Differences Between QUARTILE.INC and QUARTILE.EXC ▾
| Feature | QUARTILE.INC | QUARTILE.EXC |
|---|---|---|
| Quart range | 0–4 | 1–3 only |
| Includes min/max | Yes | No |
| Percentile basis | Inclusive | Exclusive |
| Use cases | General statistics | Academic/strict statistics |
Common Errors and Fixes ▾
Err:502 — Invalid argument
Occurs when:
quartis outside 0–4- Range contains no numeric values
- Non-numeric text is included
Err:504 — Parameter error
Occurs when:
- Semicolons are incorrect
- Range is malformed
Quartile returns unexpected result
Possible causes:
- Dataset contains zeros
- Dataset contains errors
- Hidden rows included
Fix:
Use AGGREGATE for visibility‑aware quartiles.

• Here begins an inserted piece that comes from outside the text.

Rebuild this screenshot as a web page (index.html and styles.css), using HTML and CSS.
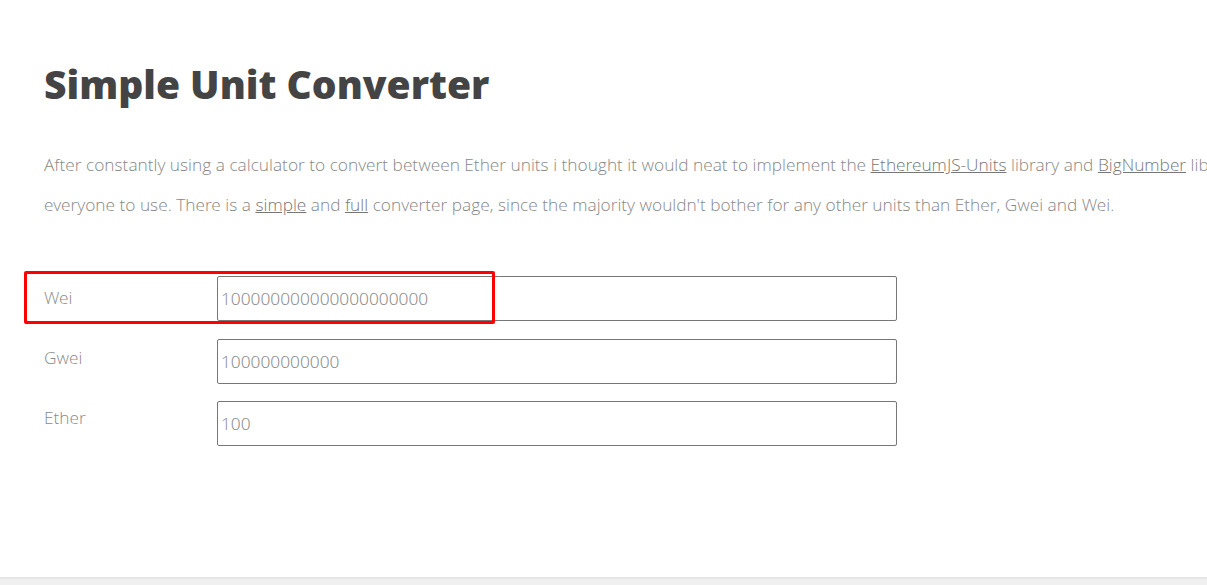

Quartile differs from QUARTILE.EXC
This is expected—EXC excludes endpoints and uses a different formula.
Best Practices ▾
- Use QUARTILE.INC for general-purpose quartile calculations
- Use QUARTILE.EXC for strict statistical analysis
- Use AGGREGATE for error‑tolerant or visibility‑aware quartiles
- Use array formulas for conditional quartiles
- Clean imported data before analysis
- Use named ranges for cleaner formulas
QUARTILE.INC is ideal for box plots, distribution summaries, and any analysis where inclusive endpoints are appropriate.